## EXERCISE
Looking at the data below, count the lines that contain the string "styles". Write only the total.

## PROVIDED MATERIAL
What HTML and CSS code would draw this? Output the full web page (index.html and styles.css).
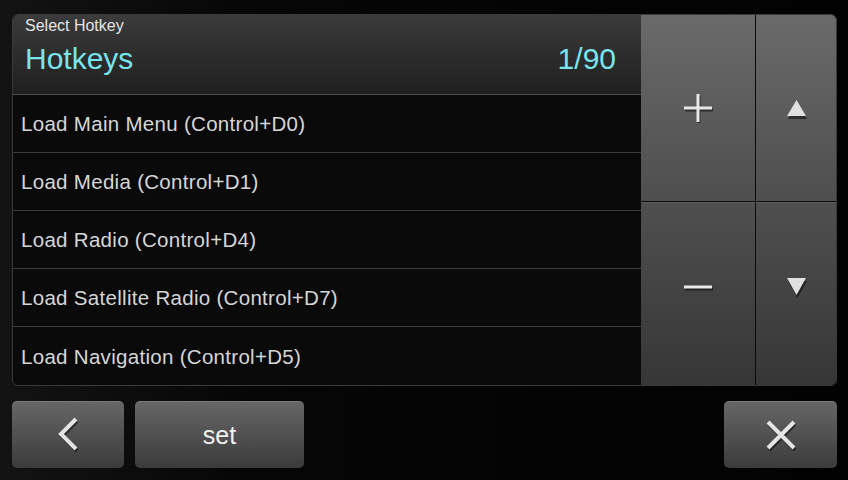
FILE: index.html
```html
<!DOCTYPE html>
<html lang="en">

<head>
    <meta charset="UTF-8">
    <meta name="viewport" content="width=device-width, initial-scale=1.0">
    <title>Select Hotkey</title>
    <link rel="stylesheet" href="styles.css">
</head>

<body>
    <div id="screen">
        <section class="panel">
            <div class="list">
                <header class="list_head">
                    <div class="sub">Select Hotkey</div>
                    <div class="title_row">
                        <span>Hotkeys</span>
                        <span>1/90</span>
                    </div>
                </header>
                <ul class="rows">
                    <li>Load Main Menu (Control+D0)</li>
                    <li>Load Media (Control+D1)</li>
                    <li>Load Radio (Control+D4)</li>
                    <li>Load Satellite Radio (Control+D7)</li>
                    <li>Load Navigation (Control+D5)</li>
                </ul>
            </div>
            <div class="keys">
                <div class="key key_wide">
                    <svg width="30" height="30" viewBox="0 0 30 30">
                        <path d="M1 15H29M15 1V29" stroke="#000" stroke-opacity=".5" stroke-width="3" transform="translate(1 2)" />
                        <path d="M1 15H29M15 1V29" stroke="#e8e8e8" stroke-width="3" />
                    </svg>
                </div>
                <div class="key key_tr">
                    <svg width="21" height="20" viewBox="0 0 21 20">
                        <polygon points="10.5,1 20,17 1,17" fill="#000" fill-opacity=".5" transform="translate(1 2)" />
                        <polygon points="10.5,0 20,16 1,16" fill="#e0e0e0" />
                    </svg>
                </div>
                <div class="key key_wide key_low">
                    <svg width="30" height="8" viewBox="0 0 30 8">
                        <path d="M1 3H29" stroke="#000" stroke-opacity=".5" stroke-width="3" transform="translate(1 2)" />
                        <path d="M1 3H29" stroke="#e8e8e8" stroke-width="3" />
                    </svg>
                </div>
                <div class="key key_low">
                    <svg width="21" height="20" viewBox="0 0 21 20">
                        <polygon points="1,1 20,1 10.5,18" fill="#000" fill-opacity=".5" transform="translate(1 2)" />
                        <polygon points="1,0 20,0 10.5,17" fill="#e0e0e0" />
                    </svg>
                </div>
            </div>
        </section>
        <footer class="bar">
            <div class="btn btn_back">
                <svg width="24" height="38" viewBox="0 0 24 38">
                    <path d="M20 3L5 18L20 33" fill="none" stroke="#000" stroke-opacity=".5" stroke-width="4" transform="translate(1 2)" />
                    <path d="M20 3L5 18L20 33" fill="none" stroke="#e4e4e4" stroke-width="4" />
                </svg>
            </div>
            <div class="btn btn_set">set</div>
            <div class="btn btn_close">
                <svg width="34" height="34" viewBox="0 0 34 34">
                    <path d="M4 4L30 30M30 4L4 30" stroke="#000" stroke-opacity=".5" stroke-width="4" transform="translate(1 2)" />
                    <path d="M4 4L30 30M30 4L4 30" stroke="#e4e4e4" stroke-width="4" />
                </svg>
            </div>
        </footer>
    </div>
</body>

</html>
```

FILE: styles.css
```css
* {
    margin: 0;
    padding: 0;
    box-sizing: border-box;
}

ul,
li {
    list-style: none;
}

body {
    width: 848px;
    height: 480px;
    overflow: hidden;
    background: #000;
    font-family: "Liberation Sans", Arial, sans-serif;
}

#screen {
    width: 848px;
    height: 480px;
    padding: 14px 11px 12px 12px;
    background: linear-gradient(90deg, #131313 0%, #060606 30%, #020202 100%);
    display: flex;
    flex-direction: column;
}

.panel {
    height: 373px;
    display: flex;
    border: 1px solid #3a3a3a;
    border-radius: 6px;
    overflow: hidden;
}

.list {
    width: 628px;
    display: flex;
    flex-direction: column;
    background: #0a0a0a;
}

.list_head {
    height: 82px;
    padding: 1px 25px 0 12px;
    background: linear-gradient(#3b3b3b, #1f1f1f);
    border-bottom: 1px solid #4a4a4a;
}

.list_head .sub {
    color: #e4e4e4;
    font-size: 16px;
    line-height: 20px;
}

.list_head .title_row {
    display: flex;
    justify-content: space-between;
    align-items: center;
    height: 34px;
    margin-top: 6px;
    color: #79e4ec;
    font-size: 30px;
}

.rows {
    flex: 1;
    display: flex;
    flex-direction: column;
}

.rows li {
    height: 58px;
    display: flex;
    align-items: center;
    padding: 1px 0 0 8px;
    color: #d6d6d6;
    font-size: 20.5px;
    letter-spacing: 0.3px;
    border-bottom: 1px solid #3c3c3c;
}

.rows li:last-child {
    border-bottom: none;
}

.keys {
    flex: 1;
    display: grid;
    grid-template-columns: 114px 1fr;
    grid-template-rows: 186px 1fr;
    gap: 1px;
    background: #0a0a0a;
}

.key {
    display: flex;
    align-items: center;
    justify-content: center;
    background: linear-gradient(#6a6a6a, #4e4e4e);
}

.key_low {
    background: linear-gradient(#4f4f4f, #363636);
    border-top: 1px solid #5e5e5e;
}

.key_tr svg {
    margin-top: 3px;
}

.key_low svg {
    margin-bottom: 12px;
}

.bar {
    display: flex;
    margin-top: 15px;
    height: 67px;
}

.btn {
    display: flex;
    align-items: center;
    justify-content: center;
    border-radius: 5px;
    border-top: 1px solid #7c7c7c;
    background: linear-gradient(#666, #3b3b3b);
    color: #f0f0f0;
    font-size: 25px;
}

.btn_back {
    width: 112px;
}

.btn_set {
    width: 169px;
    margin-left: 11px;
}

.btn_close {
    width: 113px;
    margin-left: auto;
}
```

## SOLUTION
3